Maxine Ankrah holds a master’s degree in Social Work from the University of Connecticut and a Ph.D. in Sociology from the University of Nairobi.

While she was in Geneva, she did a work stint in the UN Refugee Agency, UNHCR, but found its style of bureaucracy did not suit her.

The church sent her husband to Uganda, but she forged a career as an academic lecturing in the Faculty of Social Sciences at Makerere University, one of Africa’s top universities from the mid to late 1970s to the early 1990s, rising at one point to become the head of the department of Social Work.

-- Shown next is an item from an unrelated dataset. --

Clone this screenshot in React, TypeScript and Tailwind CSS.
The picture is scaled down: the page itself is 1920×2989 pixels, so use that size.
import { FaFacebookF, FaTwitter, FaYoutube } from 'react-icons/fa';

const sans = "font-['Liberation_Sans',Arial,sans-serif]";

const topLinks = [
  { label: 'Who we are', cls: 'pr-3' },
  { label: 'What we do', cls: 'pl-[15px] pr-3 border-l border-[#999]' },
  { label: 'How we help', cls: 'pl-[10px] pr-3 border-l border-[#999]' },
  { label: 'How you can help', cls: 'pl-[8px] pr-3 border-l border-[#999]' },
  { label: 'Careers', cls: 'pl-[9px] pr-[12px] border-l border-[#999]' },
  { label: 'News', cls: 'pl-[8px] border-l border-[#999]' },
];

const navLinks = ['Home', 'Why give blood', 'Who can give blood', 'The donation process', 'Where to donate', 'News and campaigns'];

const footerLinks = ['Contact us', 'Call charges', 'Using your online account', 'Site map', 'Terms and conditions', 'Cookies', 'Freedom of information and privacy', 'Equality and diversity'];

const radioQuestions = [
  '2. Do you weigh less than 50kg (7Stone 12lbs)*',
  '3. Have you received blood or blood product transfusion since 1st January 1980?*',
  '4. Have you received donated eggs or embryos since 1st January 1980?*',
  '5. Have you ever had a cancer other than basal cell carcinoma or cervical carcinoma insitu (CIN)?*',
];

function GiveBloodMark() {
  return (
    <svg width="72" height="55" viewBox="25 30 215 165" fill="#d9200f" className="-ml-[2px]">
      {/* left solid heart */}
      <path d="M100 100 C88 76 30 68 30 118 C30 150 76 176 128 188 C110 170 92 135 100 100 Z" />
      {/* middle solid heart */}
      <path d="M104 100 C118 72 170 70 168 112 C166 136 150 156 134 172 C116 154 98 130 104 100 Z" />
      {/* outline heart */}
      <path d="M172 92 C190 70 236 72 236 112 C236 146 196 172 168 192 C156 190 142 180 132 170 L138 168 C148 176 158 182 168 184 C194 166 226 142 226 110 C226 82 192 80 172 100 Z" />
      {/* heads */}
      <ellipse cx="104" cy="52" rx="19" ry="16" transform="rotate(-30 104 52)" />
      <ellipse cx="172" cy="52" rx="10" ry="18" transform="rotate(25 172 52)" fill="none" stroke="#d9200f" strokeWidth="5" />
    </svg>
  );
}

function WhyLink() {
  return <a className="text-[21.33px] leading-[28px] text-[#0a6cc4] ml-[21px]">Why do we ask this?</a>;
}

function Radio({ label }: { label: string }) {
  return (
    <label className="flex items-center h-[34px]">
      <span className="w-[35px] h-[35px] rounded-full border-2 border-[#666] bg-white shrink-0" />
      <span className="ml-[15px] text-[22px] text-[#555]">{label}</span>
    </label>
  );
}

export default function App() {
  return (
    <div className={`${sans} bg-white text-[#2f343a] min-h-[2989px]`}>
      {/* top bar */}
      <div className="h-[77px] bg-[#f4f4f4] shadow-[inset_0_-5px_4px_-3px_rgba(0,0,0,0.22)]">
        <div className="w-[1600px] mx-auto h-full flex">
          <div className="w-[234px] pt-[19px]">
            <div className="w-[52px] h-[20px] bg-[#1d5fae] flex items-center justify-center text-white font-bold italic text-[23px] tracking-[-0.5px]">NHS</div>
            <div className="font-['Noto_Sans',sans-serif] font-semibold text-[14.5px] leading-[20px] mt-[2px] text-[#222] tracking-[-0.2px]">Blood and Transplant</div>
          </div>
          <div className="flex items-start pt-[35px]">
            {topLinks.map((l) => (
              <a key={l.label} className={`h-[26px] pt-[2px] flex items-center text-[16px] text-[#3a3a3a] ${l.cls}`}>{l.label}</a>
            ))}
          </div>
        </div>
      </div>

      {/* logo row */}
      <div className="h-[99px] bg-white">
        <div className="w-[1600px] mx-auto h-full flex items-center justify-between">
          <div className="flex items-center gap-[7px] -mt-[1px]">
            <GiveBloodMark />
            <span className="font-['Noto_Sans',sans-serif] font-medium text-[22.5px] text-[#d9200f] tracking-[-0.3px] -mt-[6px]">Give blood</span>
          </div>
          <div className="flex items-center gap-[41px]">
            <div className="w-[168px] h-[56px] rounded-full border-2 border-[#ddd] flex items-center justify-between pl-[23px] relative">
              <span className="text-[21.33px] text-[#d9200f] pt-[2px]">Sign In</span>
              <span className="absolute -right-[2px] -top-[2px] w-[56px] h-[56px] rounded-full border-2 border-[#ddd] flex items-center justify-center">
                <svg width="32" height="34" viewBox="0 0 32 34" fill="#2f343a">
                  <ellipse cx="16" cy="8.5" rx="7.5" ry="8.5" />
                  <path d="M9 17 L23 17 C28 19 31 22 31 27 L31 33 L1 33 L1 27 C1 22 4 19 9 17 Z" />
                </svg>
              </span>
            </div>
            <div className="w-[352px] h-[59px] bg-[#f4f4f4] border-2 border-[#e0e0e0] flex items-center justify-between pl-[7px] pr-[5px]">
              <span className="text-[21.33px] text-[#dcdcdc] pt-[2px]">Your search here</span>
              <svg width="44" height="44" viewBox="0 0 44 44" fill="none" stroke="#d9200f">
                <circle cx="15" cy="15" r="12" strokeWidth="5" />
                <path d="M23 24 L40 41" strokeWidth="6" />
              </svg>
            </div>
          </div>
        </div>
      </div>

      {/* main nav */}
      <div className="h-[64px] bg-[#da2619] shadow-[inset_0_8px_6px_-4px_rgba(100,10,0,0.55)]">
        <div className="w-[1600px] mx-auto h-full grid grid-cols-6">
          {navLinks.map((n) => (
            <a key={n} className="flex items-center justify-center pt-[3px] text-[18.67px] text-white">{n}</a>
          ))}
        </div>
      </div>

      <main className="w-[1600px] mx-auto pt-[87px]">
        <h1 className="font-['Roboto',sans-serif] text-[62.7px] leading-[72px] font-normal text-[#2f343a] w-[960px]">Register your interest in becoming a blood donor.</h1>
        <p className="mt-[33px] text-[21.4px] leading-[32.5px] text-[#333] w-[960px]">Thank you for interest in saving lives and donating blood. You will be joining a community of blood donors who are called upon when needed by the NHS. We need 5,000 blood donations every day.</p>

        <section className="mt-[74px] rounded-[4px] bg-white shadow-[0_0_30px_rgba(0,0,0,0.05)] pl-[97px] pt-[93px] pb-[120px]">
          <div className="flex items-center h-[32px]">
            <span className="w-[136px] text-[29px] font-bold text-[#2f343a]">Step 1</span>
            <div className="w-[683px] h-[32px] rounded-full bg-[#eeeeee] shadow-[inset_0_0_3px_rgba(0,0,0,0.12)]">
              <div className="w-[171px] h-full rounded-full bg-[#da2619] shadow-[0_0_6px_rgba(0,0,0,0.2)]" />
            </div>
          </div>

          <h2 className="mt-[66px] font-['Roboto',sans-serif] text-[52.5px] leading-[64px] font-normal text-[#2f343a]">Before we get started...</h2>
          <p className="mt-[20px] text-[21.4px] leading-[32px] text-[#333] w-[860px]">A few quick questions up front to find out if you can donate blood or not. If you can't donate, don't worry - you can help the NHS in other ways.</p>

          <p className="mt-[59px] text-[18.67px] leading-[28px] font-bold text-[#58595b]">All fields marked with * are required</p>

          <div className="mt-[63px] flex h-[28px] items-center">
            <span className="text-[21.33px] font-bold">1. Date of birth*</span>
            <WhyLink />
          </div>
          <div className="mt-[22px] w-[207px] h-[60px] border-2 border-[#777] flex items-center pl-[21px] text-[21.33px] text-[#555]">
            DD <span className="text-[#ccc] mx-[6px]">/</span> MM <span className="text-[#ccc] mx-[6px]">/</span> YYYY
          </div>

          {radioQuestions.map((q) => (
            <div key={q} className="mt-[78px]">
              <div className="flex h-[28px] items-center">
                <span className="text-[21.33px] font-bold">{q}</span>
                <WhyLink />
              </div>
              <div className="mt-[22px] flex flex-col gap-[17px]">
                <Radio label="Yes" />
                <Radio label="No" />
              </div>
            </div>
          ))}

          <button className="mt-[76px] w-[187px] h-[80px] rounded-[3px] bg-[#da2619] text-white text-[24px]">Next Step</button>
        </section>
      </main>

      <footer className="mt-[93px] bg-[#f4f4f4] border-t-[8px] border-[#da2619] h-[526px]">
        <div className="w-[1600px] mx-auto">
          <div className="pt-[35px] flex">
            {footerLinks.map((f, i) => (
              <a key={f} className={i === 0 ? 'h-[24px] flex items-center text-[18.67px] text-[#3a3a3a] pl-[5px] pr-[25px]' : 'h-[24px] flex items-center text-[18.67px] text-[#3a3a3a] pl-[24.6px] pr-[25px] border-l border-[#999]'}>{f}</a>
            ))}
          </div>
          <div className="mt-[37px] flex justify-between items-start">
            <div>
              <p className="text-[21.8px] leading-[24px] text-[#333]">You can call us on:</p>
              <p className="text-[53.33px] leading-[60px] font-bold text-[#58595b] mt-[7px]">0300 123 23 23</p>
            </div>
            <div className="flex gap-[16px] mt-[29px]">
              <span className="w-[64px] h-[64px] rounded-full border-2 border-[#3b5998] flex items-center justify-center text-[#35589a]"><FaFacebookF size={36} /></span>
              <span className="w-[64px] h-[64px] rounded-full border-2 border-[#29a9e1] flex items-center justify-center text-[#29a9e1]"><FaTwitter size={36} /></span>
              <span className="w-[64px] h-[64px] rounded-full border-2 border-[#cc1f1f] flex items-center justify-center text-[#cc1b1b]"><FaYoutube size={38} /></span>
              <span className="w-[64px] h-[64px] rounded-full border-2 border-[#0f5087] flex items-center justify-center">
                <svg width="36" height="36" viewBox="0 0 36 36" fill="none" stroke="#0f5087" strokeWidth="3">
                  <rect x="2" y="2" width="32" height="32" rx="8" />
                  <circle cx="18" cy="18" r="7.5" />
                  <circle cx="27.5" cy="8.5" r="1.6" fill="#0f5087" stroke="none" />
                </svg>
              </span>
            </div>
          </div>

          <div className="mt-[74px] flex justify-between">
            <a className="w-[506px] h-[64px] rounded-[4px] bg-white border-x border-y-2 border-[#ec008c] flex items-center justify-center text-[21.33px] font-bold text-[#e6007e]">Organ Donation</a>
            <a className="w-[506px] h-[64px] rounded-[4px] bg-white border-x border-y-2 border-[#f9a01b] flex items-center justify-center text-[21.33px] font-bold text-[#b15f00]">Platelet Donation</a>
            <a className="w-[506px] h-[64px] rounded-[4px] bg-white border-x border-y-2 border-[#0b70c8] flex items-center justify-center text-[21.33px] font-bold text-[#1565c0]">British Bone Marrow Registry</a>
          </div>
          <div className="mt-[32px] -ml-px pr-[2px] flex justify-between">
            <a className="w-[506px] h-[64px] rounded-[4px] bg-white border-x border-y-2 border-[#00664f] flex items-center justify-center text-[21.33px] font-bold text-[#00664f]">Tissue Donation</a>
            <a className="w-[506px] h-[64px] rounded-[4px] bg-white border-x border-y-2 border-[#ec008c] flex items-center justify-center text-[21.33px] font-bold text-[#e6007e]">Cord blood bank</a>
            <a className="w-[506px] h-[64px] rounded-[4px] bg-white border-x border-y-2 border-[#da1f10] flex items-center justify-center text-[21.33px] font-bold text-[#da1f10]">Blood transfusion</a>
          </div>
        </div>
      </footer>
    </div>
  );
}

Makerere University was alma mater to many post-independence African leaders, including former Ugandan president Milton Obote and former Tanzanian presidents Julius Nyerere and Benjamin Mkapa. The former president of the Democratic Republic of the Congo, Joseph Kabila, and former Kenyan president Mwai Kibaki are also Makerere alumni.

In Uganda, Anrkah has lived through diverse times and tribulations. The nation now has as president, Yoweri Museveni, aged 74, who looks set to stay as he has repealed a law on time limits and now is looking to do the same for another on age limits.

From 1985, drawing inspiration from the Nairobi Conference on Women, to 2010 Ankrah said the women’s movement was vibrant and females were able to aspire to top positions in Uganda, as she notes how life was a constant struggle against patriarchal society.

She left Makerere University, and she and her husband started the Ankrah Foundation at Mukono Farm near Kampala, and the foundation has become connected with the Deliverance Church of Uganda and Uganda Christian University.

In present-day Uganda, she says there is the battle against poverty for younger people and a new form of economic power from Chinese institutions is taking, but Ankrah looks forward with her faith and optimism.